Les paysans dépossédés, employés dans ces fermes se regroupèrent dans les hameaux des environs des deux villes, et leur population gonfla sous le flux des déracinés du sud du pays chassés par la misère et la sécheresse. Ceux qui ne trouvèrent pas à s’employer là, s’installèrent dans la grande ville où ils trouvaient du travail de boutiquier, pour les plus chanceux, d’ouvriers, de porte-faix, etc.

Fès et Meknès commencèrent à se « ruraliser ».

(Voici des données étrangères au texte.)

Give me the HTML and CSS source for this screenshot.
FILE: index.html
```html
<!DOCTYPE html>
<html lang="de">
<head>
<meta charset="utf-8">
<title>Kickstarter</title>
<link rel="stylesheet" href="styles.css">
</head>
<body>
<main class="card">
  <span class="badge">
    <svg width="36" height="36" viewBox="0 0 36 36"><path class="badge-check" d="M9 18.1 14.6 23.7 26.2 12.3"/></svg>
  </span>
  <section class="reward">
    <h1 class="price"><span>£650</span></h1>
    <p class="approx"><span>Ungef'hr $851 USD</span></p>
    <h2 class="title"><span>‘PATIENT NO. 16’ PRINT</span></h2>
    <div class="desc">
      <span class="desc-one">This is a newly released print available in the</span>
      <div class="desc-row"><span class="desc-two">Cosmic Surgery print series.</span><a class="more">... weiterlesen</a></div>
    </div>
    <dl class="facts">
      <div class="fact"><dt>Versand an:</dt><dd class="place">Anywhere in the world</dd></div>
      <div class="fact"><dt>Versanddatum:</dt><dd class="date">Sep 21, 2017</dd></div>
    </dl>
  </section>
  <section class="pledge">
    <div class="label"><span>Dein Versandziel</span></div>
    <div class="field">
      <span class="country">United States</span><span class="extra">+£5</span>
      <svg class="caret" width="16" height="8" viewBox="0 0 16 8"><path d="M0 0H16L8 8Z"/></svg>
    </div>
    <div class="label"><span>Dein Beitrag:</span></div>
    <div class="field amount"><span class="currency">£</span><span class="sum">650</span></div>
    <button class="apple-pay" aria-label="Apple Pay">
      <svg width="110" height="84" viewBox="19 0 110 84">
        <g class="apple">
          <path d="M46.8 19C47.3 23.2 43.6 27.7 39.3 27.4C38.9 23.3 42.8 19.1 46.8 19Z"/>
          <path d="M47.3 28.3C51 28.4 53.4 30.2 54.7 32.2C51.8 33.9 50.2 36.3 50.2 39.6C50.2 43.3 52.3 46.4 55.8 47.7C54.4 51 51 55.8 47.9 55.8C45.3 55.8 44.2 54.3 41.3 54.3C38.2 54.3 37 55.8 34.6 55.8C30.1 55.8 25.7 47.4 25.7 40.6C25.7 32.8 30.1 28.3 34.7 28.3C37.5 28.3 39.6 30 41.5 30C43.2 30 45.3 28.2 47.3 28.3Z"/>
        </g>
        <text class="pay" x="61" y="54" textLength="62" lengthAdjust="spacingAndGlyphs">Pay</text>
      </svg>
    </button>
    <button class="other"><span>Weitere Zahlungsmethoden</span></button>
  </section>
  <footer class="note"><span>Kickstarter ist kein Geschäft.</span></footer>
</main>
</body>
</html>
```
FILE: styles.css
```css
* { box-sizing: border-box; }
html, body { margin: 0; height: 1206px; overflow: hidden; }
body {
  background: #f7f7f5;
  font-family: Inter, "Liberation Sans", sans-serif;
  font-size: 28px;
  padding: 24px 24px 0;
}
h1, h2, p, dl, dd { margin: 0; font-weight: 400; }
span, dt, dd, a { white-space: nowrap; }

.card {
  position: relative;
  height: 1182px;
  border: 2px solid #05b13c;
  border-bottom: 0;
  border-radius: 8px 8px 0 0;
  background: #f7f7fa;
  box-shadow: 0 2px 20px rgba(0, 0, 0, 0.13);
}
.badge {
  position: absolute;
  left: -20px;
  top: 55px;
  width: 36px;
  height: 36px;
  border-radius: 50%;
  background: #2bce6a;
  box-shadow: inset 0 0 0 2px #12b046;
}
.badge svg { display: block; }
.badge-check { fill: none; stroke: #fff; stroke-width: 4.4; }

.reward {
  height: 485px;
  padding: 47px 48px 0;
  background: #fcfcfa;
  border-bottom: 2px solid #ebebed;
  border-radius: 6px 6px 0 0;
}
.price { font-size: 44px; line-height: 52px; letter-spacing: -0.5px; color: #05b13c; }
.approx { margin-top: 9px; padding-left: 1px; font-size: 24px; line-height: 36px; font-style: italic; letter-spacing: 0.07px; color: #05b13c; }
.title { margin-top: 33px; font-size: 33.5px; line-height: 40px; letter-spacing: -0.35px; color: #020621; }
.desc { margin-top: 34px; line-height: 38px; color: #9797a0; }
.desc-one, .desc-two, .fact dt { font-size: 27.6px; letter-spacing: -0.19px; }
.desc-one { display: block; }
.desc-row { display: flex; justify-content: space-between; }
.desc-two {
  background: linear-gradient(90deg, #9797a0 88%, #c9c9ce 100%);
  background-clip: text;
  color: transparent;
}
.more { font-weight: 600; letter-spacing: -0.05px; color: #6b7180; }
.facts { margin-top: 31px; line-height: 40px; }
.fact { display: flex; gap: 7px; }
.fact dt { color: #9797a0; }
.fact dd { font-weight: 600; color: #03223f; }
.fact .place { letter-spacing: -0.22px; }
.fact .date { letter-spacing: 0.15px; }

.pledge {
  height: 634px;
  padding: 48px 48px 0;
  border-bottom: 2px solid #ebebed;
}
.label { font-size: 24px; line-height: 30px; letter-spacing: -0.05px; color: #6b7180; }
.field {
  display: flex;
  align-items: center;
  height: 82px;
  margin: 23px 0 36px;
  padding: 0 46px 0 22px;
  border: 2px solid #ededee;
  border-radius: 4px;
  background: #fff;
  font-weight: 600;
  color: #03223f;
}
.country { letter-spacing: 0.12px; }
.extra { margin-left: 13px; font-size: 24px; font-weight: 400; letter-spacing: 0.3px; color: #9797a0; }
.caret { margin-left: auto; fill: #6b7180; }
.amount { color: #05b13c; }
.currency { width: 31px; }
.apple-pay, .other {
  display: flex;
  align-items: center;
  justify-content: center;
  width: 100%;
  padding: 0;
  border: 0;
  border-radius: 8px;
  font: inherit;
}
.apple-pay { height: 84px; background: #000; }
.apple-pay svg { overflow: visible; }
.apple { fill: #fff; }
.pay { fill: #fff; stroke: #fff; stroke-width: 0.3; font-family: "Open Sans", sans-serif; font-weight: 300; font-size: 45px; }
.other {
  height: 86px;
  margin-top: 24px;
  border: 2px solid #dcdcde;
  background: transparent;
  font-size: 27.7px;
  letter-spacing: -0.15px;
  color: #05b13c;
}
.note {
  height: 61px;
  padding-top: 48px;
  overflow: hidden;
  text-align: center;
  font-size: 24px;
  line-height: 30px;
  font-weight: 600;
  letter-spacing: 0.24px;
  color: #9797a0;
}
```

Mais, après l’échec de la résistance armée à l’occupation au début des années trente, lorsque que commença la contestation politique du régime de protectorat, Meknès ne réagit que par des révoltes sporadiques, des mouvements de colère vivement réprimés par les forces de l’ordre. En 1930 la ville s’associa d’autant plus violemment aux protestations de tout le pays contre la promulgation du dahir qui soustrayait les populations berbérophones au droit musulman, que la majorité de ses habitants étaient originaires des montagnes berbères. En septembre 1937, le détournement au profit des colons des eaux de l’oued Boufekrane, qui alimentaient la ville, des manifestations violentes soulevèrent la ville : « A la suite d’une manifestation pacifique aux cris de l’eau, de l’eau ! , les autorités firent arrêtér cinq principaux meneurs que le pacha condamna automatiquement à trois mois de prison. La foule qui entourait le tribunal, lapida le service d’ordre et la troupe tira. Les assaillants eurent trois morts et une quarantaine de blessés, le service d’ordre cinquante-deux blessés ».

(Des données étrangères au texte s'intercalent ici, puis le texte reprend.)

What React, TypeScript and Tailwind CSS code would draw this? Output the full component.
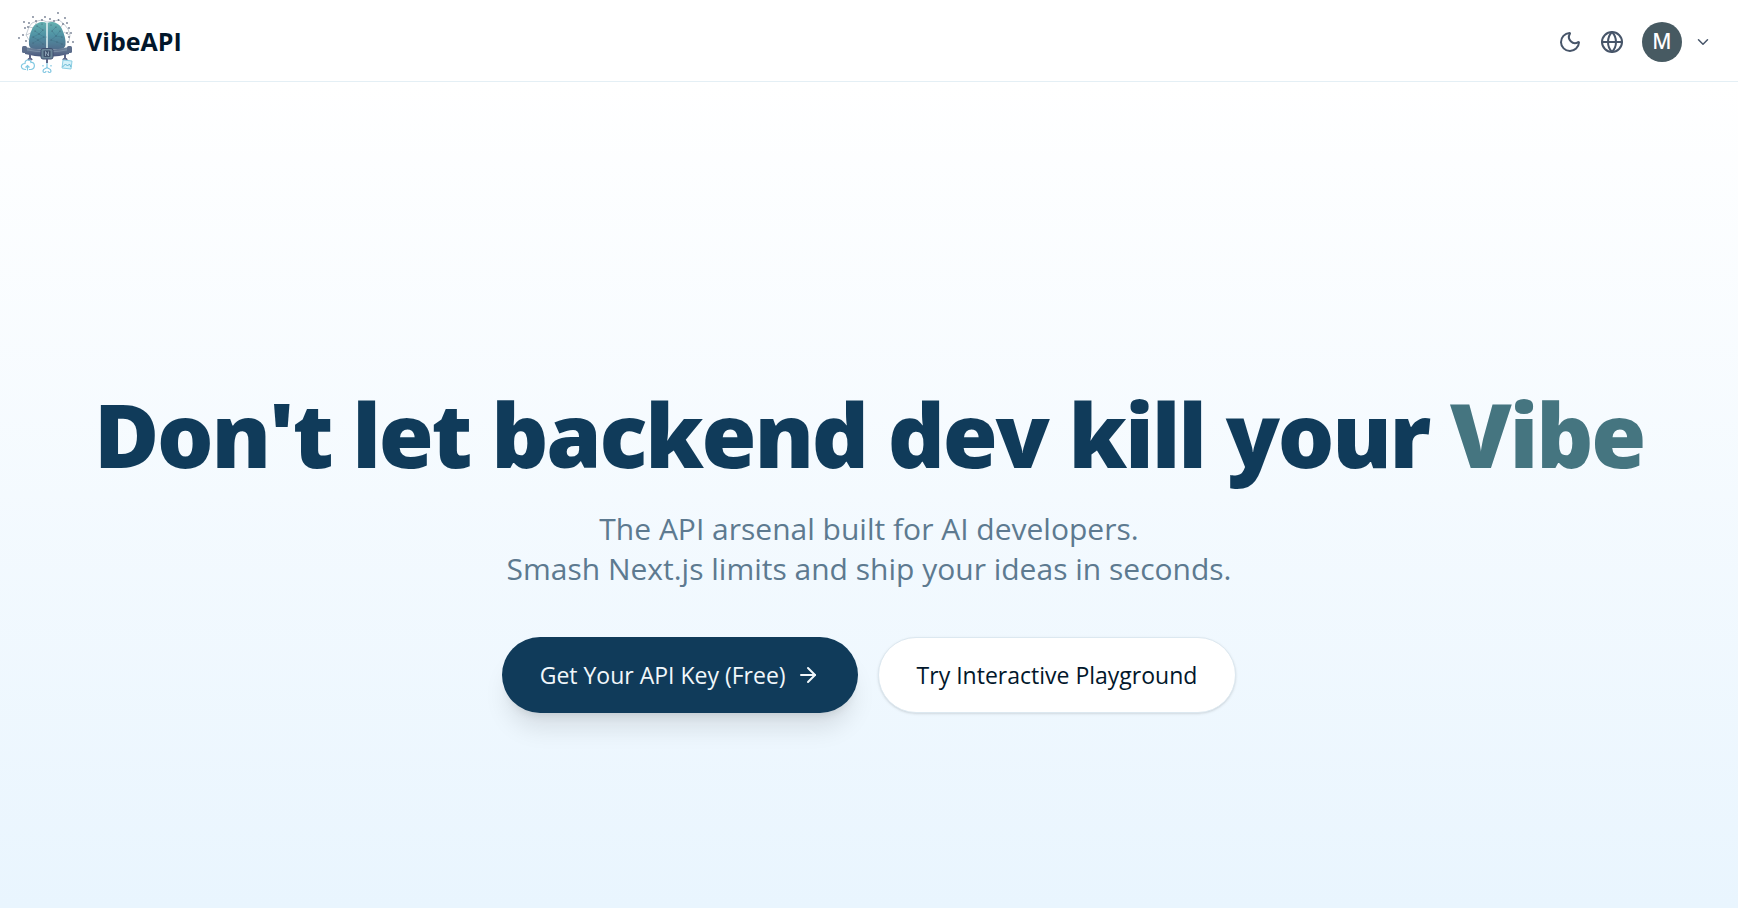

Ces événements furent l’occasion pour les autorités coloniales de tenter de décapiter le mouvement nationaliste naissant, en interdisant ses partis et ses journaux et en exilant ses chefs. Ils eurent cependant un grand retentissement à travers tout le Royaume et annonçaient le changement de stratégie du mouvement nationaliste qui jusque là, dans la zone de protectorat français, croyait à la possibilité de réformer le protectorat. Désormais, ce sera l’indépendance qui deviendra la principale revendication.

Meknès, elle, n’abritera aucun parti politique nationaliste, aucun journal d’opposition au Protectorat.

Région militaire, l’état de siège imposé au pays durant toute cette période, y sera appliqué avec plus de rigueur. Fès, au contraire, grâce à son passé de grande capitale, à la force de ses élites intellectuelles, à la richesse de ses notables, fut, notamment dans l’entre-guerre, le foyer de l’opposition.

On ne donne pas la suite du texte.